レオン・ゴレツカは、1995年2月6日にボーフムで生まれた。3人の姉がおり、全員が大学に進学している。だからこそ、彼はサッカーと並行して、アビトゥア(大学入学資格)の取得という二重の苦労に耐えたのかもしれない。

ゴレツカは、VfLボーフムのユースで育ち、18歳でプロ選手となった。育ててくれた故郷のクラブに感謝し、ブンデスリーガ2部でプレーした彼だが、クラブによると「本人が希望さえすれば、当時、多くの世界トップクラブにフリーで移籍することもできたのだ」という。
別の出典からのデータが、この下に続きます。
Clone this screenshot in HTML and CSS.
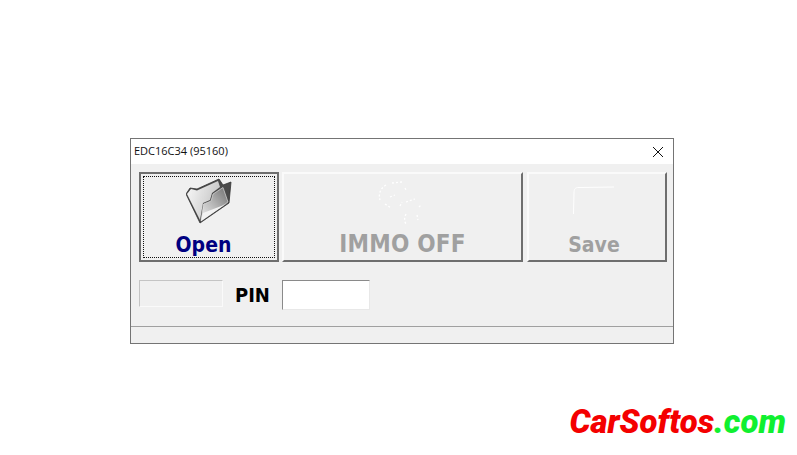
FILE: index.html

```html
<!DOCTYPE html>
<html lang="en">
<head>
  <meta charset="UTF-8">
  <title>EDC16C34 (95160)</title>
  <link rel="stylesheet" href="styles.css">
</head>
<body>
  <div class="window">
    <div class="titlebar">
      <span class="title">EDC16C34 (95160)</span>
      <svg class="close" width="12" height="12" viewBox="0 0 12 12"><path d="M1 1L11 11M11 1L1 11" stroke="#111" stroke-width="1" fill="none"/></svg>
    </div>
    <div class="content">
      <div class="buttons">
        <button class="btn btn-open">
          <span class="focus">
            <svg class="icon-folder" width="46" height="46" viewBox="0 0 46 46">
              <defs>
                <linearGradient id="inner" x1="0" y1="1" x2="1" y2="0">
                  <stop offset="0" stop-color="#f0f0f0"/>
                  <stop offset="0.5" stop-color="#b4b4b4"/>
                  <stop offset="1" stop-color="#707070"/>
                </linearGradient>
                <linearGradient id="flap" x1="0" y1="0" x2="1" y2="0.4">
                  <stop offset="0" stop-color="#fafafa"/>
                  <stop offset="1" stop-color="#c4c4c4"/>
                </linearGradient>
              </defs>
              <path d="M0 16L4 10L11 11L33 1L37 7L45 4L43 25L14 45Z" fill="#4a4a4a" stroke="#333" stroke-width="0.8" stroke-linejoin="round"/>
              <path d="M1 16L5 11L11 12.500L32 3L34 9L26 15L24 22L17 25L14 42Z" fill="url(#flap)"/>
              <path d="M15 43L17.500 26L25 23L27 16L37 9.500L42 24Z" fill="url(#inner)" stroke="#ececec" stroke-width="0.6"/>
              <path d="M15 43L17 35L38 27L41.500 25Z" fill="#f2f2f2"/>
            </svg>
            <span class="label label-open">Open</span>
          </span>
        </button>
        <button class="btn btn-immo" disabled>
          <svg class="ghost" width="52" height="46" viewBox="0 0 52 46">
            <path d="M9 5C4 8 1 13 3 20M15 3L25 2M28 8L29 10M13 17L18 15M8 24L14 28M23 26L25 22M29 22L38 19M42 27L44 25M29 34C27 38 27 42 30 45M40 35L41 40" stroke="#fff" stroke-width="1.3" stroke-dasharray="2 2" fill="none"/>
          </svg>
          <span class="label">IMMO OFF</span>
        </button>
        <button class="btn btn-save" disabled>
          <svg class="ghost ghost-save" width="44" height="46" viewBox="0 0 44 46">
            <path d="M1.500 30L2 9C2 5 3 3.500 7 3.500L42 3" stroke="#fff" stroke-width="1" fill="none"/>
          </svg>
          <span class="label label-save">Save</span>
        </button>
      </div>
      <div class="pin-row">
        <div class="readout"></div>
        <label class="pin-label" for="pin">PIN</label>
        <input class="pin-input" id="pin" type="text">
      </div>
    </div>
    <div class="statusbar"></div>
  </div>
  <div class="brand"><span class="brand-red">CarSoftos</span><span class="brand-green">.com</span></div>
</body>
</html>
```

FILE: styles.css

```css
html, body {
  margin: 0;
  height: 100%;
}
body {
  background: #fff;
  font-family: "DejaVu Sans Condensed", "DejaVu Sans", sans-serif;
  padding: 138px 11px 0 130px;
  box-sizing: border-box;
  overflow: hidden;
}
.window {
  width: 544px;
  height: 206px;
  box-sizing: border-box;
  border: 1px solid #747474;
  background: #f0f0f0;
  display: flex;
  flex-direction: column;
}
.titlebar {
  height: 25px;
  background: #fff;
  display: flex;
  align-items: center;
  justify-content: space-between;
  padding: 0 9px 2px 3px;
  box-sizing: border-box;
  flex: none;
}
.title {
  font-family: "Open Sans", sans-serif;
  font-size: 11px;
  color: #111;
}
.close {
  display: block;
  margin-top: 2px;
}
.content {
  flex: 1;
  padding: 8px 6px 0 8px;
}
.buttons {
  display: flex;
  gap: 3px;
}
.btn {
  height: 90px;
  margin: 0;
  padding: 0;
  box-sizing: border-box;
  background: #f0f0f0;
  border: 2px solid;
  border-color: #fafafa #6e6e6e #6e6e6e #fafafa;
  font-family: inherit;
  display: flex;
  flex-direction: column;
  align-items: center;
}
.btn-open {
  width: 140px;
  border-color: #6e6e6e;
  padding: 2px;
}
.btn-immo {
  width: 241px;
  padding-top: 6px;
}
.btn-save {
  width: 140px;
  margin-left: 1px;
  padding-top: 10px;
}
.focus {
  flex: 1;
  align-self: stretch;
  border: 1px dotted #111;
  background: #f0f0f0;
  display: flex;
  flex-direction: column;
  align-items: center;
  padding-top: 1px;
}
.icon-folder {
  display: block;
  margin-left: -1px;
}
.ghost {
  display: block;
}
.ghost-save {
  margin-left: -6px;
}
.label {
  font-size: 21px;
  font-weight: bold;
  line-height: 26px;
  color: #a0a0a0;
}
.btn-immo .label {
  font-size: 24px;
  letter-spacing: 0.2px;
  margin-top: 5px;
}
.label-open {
  color: #000080;
  line-height: 24px;
  margin: 9px 11px 0 0;
}
.label-save {
  margin: 2px 6px 0 0;
}
.pin-row {
  display: flex;
  align-items: center;
  margin-top: 18px;
}
.readout {
  width: 84px;
  height: 27px;
  align-self: flex-start;
  box-sizing: border-box;
  border: 1px solid;
  border-color: #c4c4c4 #fafafa #fafafa #c4c4c4;
}
.pin-label {
  font-size: 20px;
  font-weight: bold;
  color: #000;
  margin-left: 12px;
  width: 47px;
}
.pin-input {
  width: 88px;
  height: 30px;
  box-sizing: border-box;
  margin: 0;
  padding: 0;
  background: #fff;
  border: 1px solid;
  border-color: #8a8a8a #e8e8e8 #e8e8e8 #8a8a8a;
  outline: none;
}
.statusbar {
  height: 16px;
  flex: none;
  border-top: 1px solid #a0a0a0;
}
.brand {
  margin-top: 60px;
  text-align: right;
  font-family: Roboto, sans-serif;
  font-size: 33px;
  font-weight: 900;
  font-style: italic;
  line-height: 36px;
}
.brand-red {
  color: #f40000;
}
.brand-green {
  color: #10f030;
}
```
2013年、ゴレツカはFCシャルケ04に移籍。 2014年、ワールドカップの予備登録メンバーに選ばれたものの、ポーランドとのテストマッチで負傷した。2016年のリオ・オリンピックでは、ゴレツカはドイツのキャプテンを務めたが、今度は初戦で再び負傷してしまった。銀メダルを獲得したシャルケのチームメイト、マックス・マイヤーは、表彰式でゴレツカのユニフォームを掲げた。

2018年夏、ゴレツカはバイエルン・ミュンヘンに移籍。その後、ブンデスリーガやDFBポカールを何度も獲得し、昨季は1シーズン中に獲得できる6タイトルをすべて獲得した:マイスター、ポカール、チャンピオンズリーグ、ドイツスーパーカップ、UEFAスーパーカップ、FIFAクラブワールドカップ。